Two villages that have always been supportive, Mwedimme and Mekume, have expressed the togetherness explained earlier, thus making the process a bit easier in some areas. Not withstanding, although the support from the Ekanjo-Bajoh population begun somewhat hesitantly, recently we found supporters like Principal of a secondary school and, now, the Priest of the Presbyterian church. He stated after holding a sermon in the village and promoting togetherness for this project rather than petty rivalries, to attain the development they need and desire, some villagers expressed remorse. Also, the Chief vowed to gather the village for a meeting to rekindle ideas of how they can help move the project forward rather than hinder its progress. This incredible support is slowly bringing the necessary cohesiveness to advance even with the normal difficulties of poor road conditions and a general lack of governmental support.
The hope is that once clean water reaches all five villages, the population will be aware of the importance of having this resource at their disposal, and mobilization to protect it will come as management committees are created. The Division representing these villages is known to have major difficulties standing collectively to file requests to the government based on their needs.
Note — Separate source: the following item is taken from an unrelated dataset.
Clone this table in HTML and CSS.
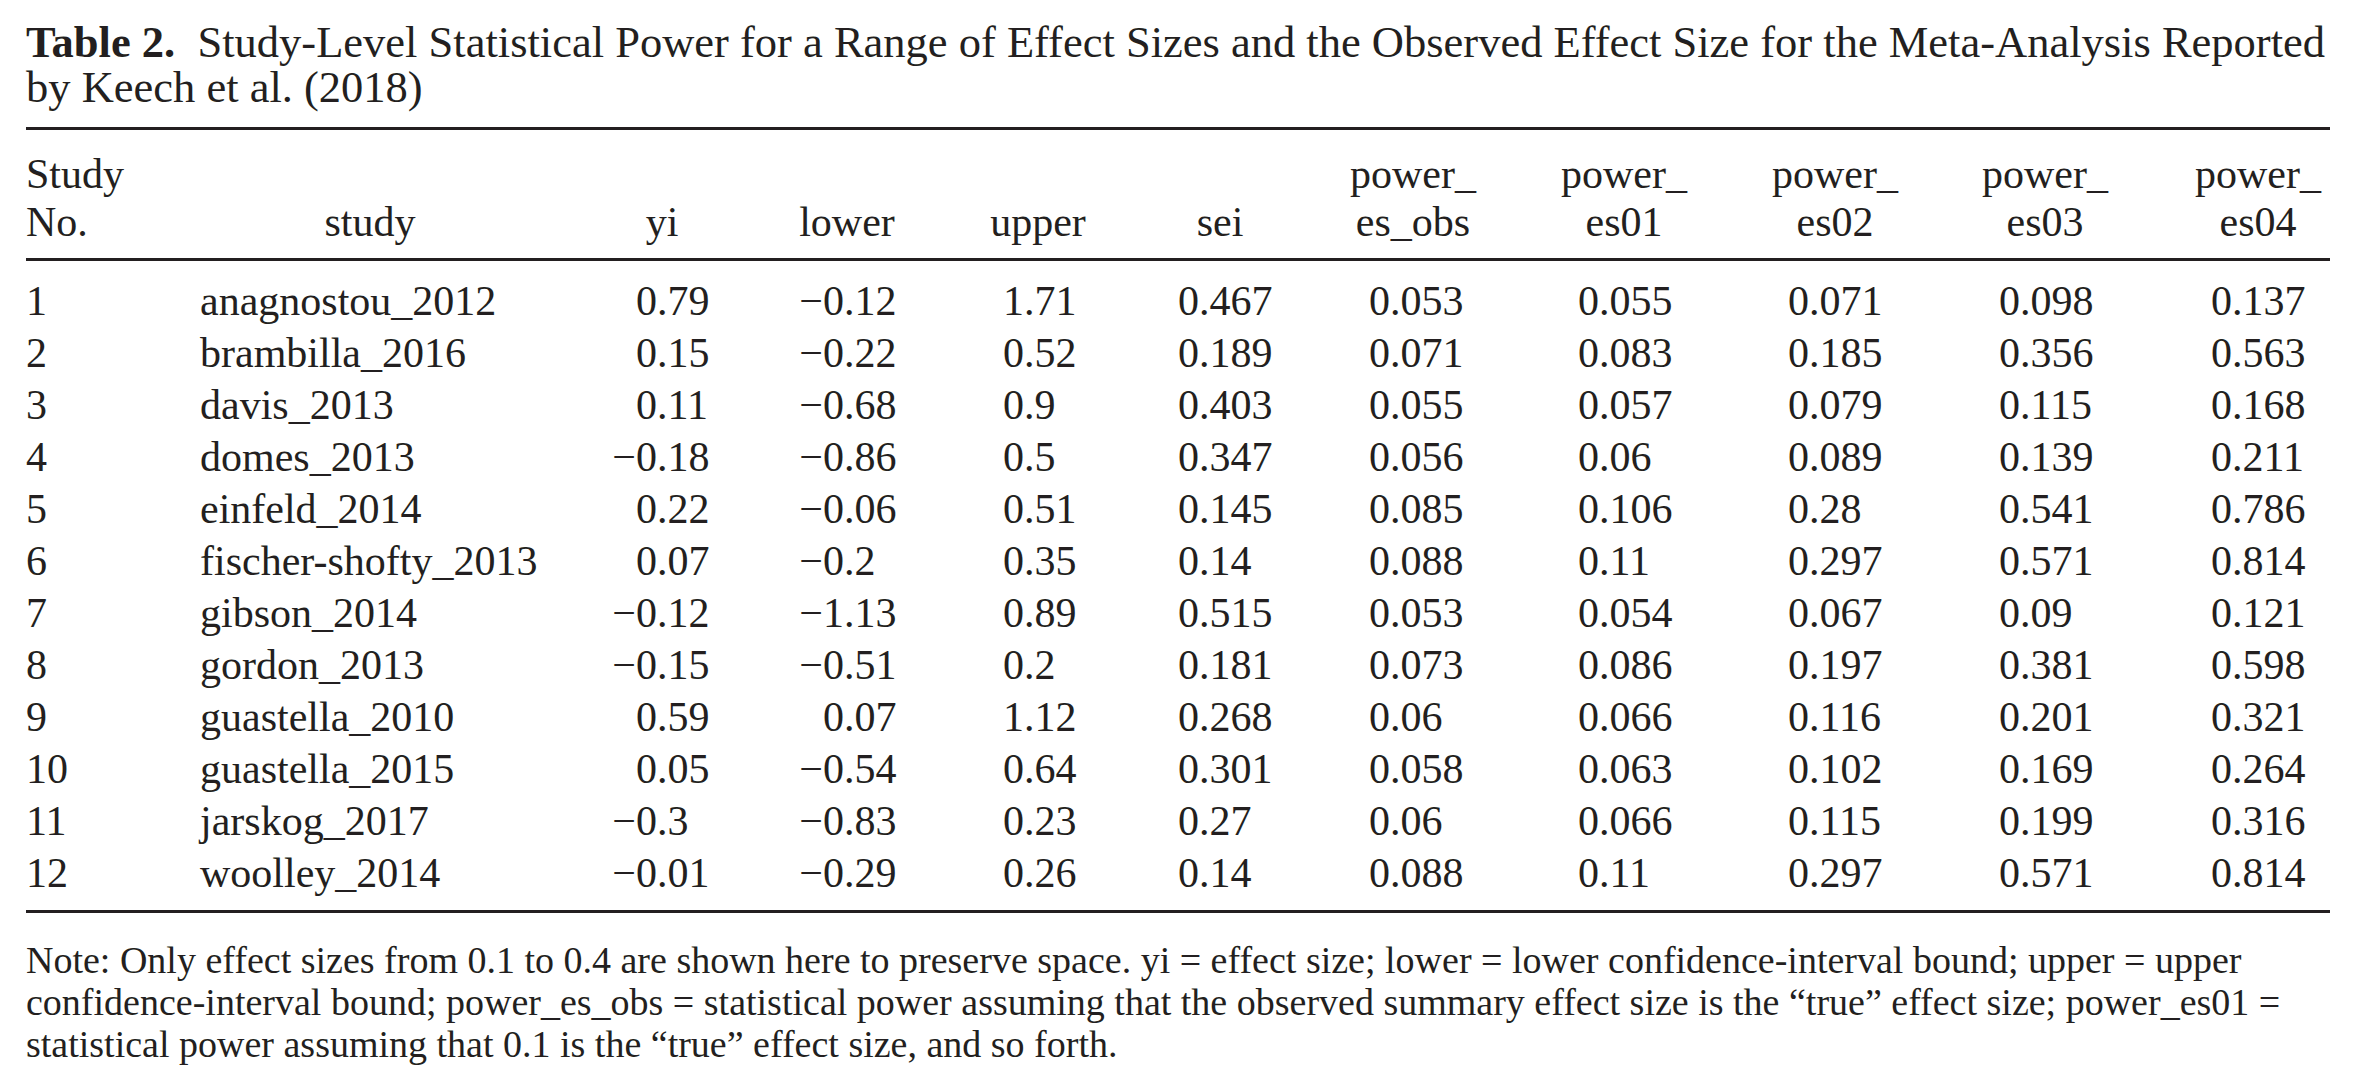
FILE: index.html
```html
<!DOCTYPE html>
<html lang="en">
<head>
<meta charset="utf-8">
<title>Table 2</title>
<link rel="stylesheet" href="styles.css">
</head>
<body>
<div class="page">
  <p class="caption"><b class="label">Table 2.</b> Study-Level Statistical Power for a Range of Effect Sizes and the Observed Effect Size for the Meta-Analysis Reported by Keech et al. (2018)</p>
  <table class="data">
    <colgroup>
      <col class="w-no"><col class="w-study"><col class="w-yi"><col class="w-lower"><col class="w-upper"><col class="w-sei"><col class="w-obs"><col class="w-es01"><col class="w-es02"><col class="w-es03"><col class="w-es04">
    </colgroup>
    <thead>
      <tr>
        <th>Study<br>No.</th>
        <th>study</th>
        <th>yi</th>
        <th>lower</th>
        <th>upper</th>
        <th>sei</th>
        <th>power_<br>es_obs</th>
        <th>power_<br>es01</th>
        <th>power_<br>es02</th>
        <th>power_<br>es03</th>
        <th>power_<br>es04</th>
      </tr>
    </thead>
    <tbody>
      <tr><td>1</td><td>anagnostou_2012</td><td>0.79</td><td><span class="m">−</span>0.12</td><td>1.71</td><td>0.467</td><td>0.053</td><td>0.055</td><td>0.071</td><td>0.098</td><td>0.137</td></tr>
      <tr><td>2</td><td>brambilla_2016</td><td>0.15</td><td><span class="m">−</span>0.22</td><td>0.52</td><td>0.189</td><td>0.071</td><td>0.083</td><td>0.185</td><td>0.356</td><td>0.563</td></tr>
      <tr><td>3</td><td>davis_2013</td><td>0.11</td><td><span class="m">−</span>0.68</td><td>0.9</td><td>0.403</td><td>0.055</td><td>0.057</td><td>0.079</td><td>0.115</td><td>0.168</td></tr>
      <tr><td>4</td><td>domes_2013</td><td><span class="m">−</span>0.18</td><td><span class="m">−</span>0.86</td><td>0.5</td><td>0.347</td><td>0.056</td><td>0.06</td><td>0.089</td><td>0.139</td><td>0.211</td></tr>
      <tr><td>5</td><td>einfeld_2014</td><td>0.22</td><td><span class="m">−</span>0.06</td><td>0.51</td><td>0.145</td><td>0.085</td><td>0.106</td><td>0.28</td><td>0.541</td><td>0.786</td></tr>
      <tr><td>6</td><td>fischer-shofty_2013</td><td>0.07</td><td><span class="m">−</span>0.2</td><td>0.35</td><td>0.14</td><td>0.088</td><td>0.11</td><td>0.297</td><td>0.571</td><td>0.814</td></tr>
      <tr><td>7</td><td>gibson_2014</td><td><span class="m">−</span>0.12</td><td><span class="m">−</span>1.13</td><td>0.89</td><td>0.515</td><td>0.053</td><td>0.054</td><td>0.067</td><td>0.09</td><td>0.121</td></tr>
      <tr><td>8</td><td>gordon_2013</td><td><span class="m">−</span>0.15</td><td><span class="m">−</span>0.51</td><td>0.2</td><td>0.181</td><td>0.073</td><td>0.086</td><td>0.197</td><td>0.381</td><td>0.598</td></tr>
      <tr><td>9</td><td>guastella_2010</td><td>0.59</td><td>0.07</td><td>1.12</td><td>0.268</td><td>0.06</td><td>0.066</td><td>0.116</td><td>0.201</td><td>0.321</td></tr>
      <tr><td>10</td><td>guastella_2015</td><td>0.05</td><td><span class="m">−</span>0.54</td><td>0.64</td><td>0.301</td><td>0.058</td><td>0.063</td><td>0.102</td><td>0.169</td><td>0.264</td></tr>
      <tr><td>11</td><td>jarskog_2017</td><td><span class="m">−</span>0.3</td><td><span class="m">−</span>0.83</td><td>0.23</td><td>0.27</td><td>0.06</td><td>0.066</td><td>0.115</td><td>0.199</td><td>0.316</td></tr>
      <tr><td>12</td><td>woolley_2014</td><td><span class="m">−</span>0.01</td><td><span class="m">−</span>0.29</td><td>0.26</td><td>0.14</td><td>0.088</td><td>0.11</td><td>0.297</td><td>0.571</td><td>0.814</td></tr>
    </tbody>
  </table>
  <p class="note">Note: Only effect sizes from 0.1 to 0.4 are shown here to preserve space. yi = effect size; lower = lower confidence-interval bound; upper = upper confidence-interval bound; power_es_obs = statistical power assuming that the observed summary effect size is the “true” effect size; power_es01 = statistical power assuming that 0.1 is the “true” effect size, and so forth.</p>
</div>
</body>
</html>
```

FILE: styles.css
```css
html, body {
  margin: 0;
  padding: 0;
  background: #ffffff;
}

body {
  font-family: "Liberation Serif", "Times New Roman", serif;
  color: #231f20;
}

.page {
  width: 2304px;
  padding: 20px 28px 0 26px;
}

.caption {
  margin: 0;
  font-size: 44.5px;
  line-height: 45px;
}

.caption .label {
  font-weight: bold;
  margin-right: 0.25em;
}

.data {
  margin-top: 17px;
  width: 2304px;
  table-layout: fixed;
  border-collapse: separate;
  border-spacing: 0;
  font-size: 42px;
}

.w-no { width: 104px; }
.w-study { width: 480px; }
.w-yi { width: 104px; }
.w-lower { width: 266px; }
.w-upper { width: 116px; }
.w-sei { width: 248px; }
.w-obs { width: 138px; }
.w-es01 { width: 284px; }
.w-es02 { width: 138px; }
.w-es03 { width: 282px; }
.w-es04 { width: 144px; }

.data th {
  font-weight: normal;
  text-align: center;
  vertical-align: bottom;
  line-height: 48px;
  padding: 20px 0 12px 0;
  border-top: 3px solid #231f20;
  border-bottom: 3px solid #231f20;
  white-space: nowrap;
}

.data th:first-child {
  text-align: left;
}

.data td {
  padding: 0;
  line-height: 52px;
  text-align: left;
  white-space: nowrap;
  overflow: visible;
}

.data tbody tr:first-child td {
  padding-top: 14px;
}

.data tbody tr:last-child td {
  padding-bottom: 11px;
  border-bottom: 3px solid #231f20;
}

.data td:nth-child(2) { padding-left: 70px; }
.data td:nth-child(3) { padding-left: 26px; }
.data td:nth-child(4) { padding-left: 109px; }
.data td:nth-child(5) { padding-left: 23px; }
.data td:nth-child(6) { padding-left: 82px; }
.data td:nth-child(7) { padding-left: 25px; }
.data td:nth-child(8) { padding-left: 96px; }
.data td:nth-child(9) { padding-left: 22px; }
.data td:nth-child(10) { padding-left: 95px; }
.data td:nth-child(11) { padding-left: 25px; }

.m {
  margin-left: -0.564em;
}

.note {
  margin: 26px 0 0 0;
  font-size: 38px;
  line-height: 42px;
}
```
Therefore, it is essential that key national/local actors like the B.R.D.A. and C.A.D. demonstrate how working cohesively for a common purpose, like that of delivering clean water to these isolated villages, can actually bring about the development they deserve as human beings and enhance the livelihood of future generations even when the government is not partaking in the efforts. Since government agencies have played a small role in carrying out this project, they will likely choose to become involved only once the success rate of the project increases and the entities involved express togetherness. Thus, mostly through resource mobilization and collective action can the villages take advantage of some of the political opportunities available in order to enhance their collective voice for future action and policy framing.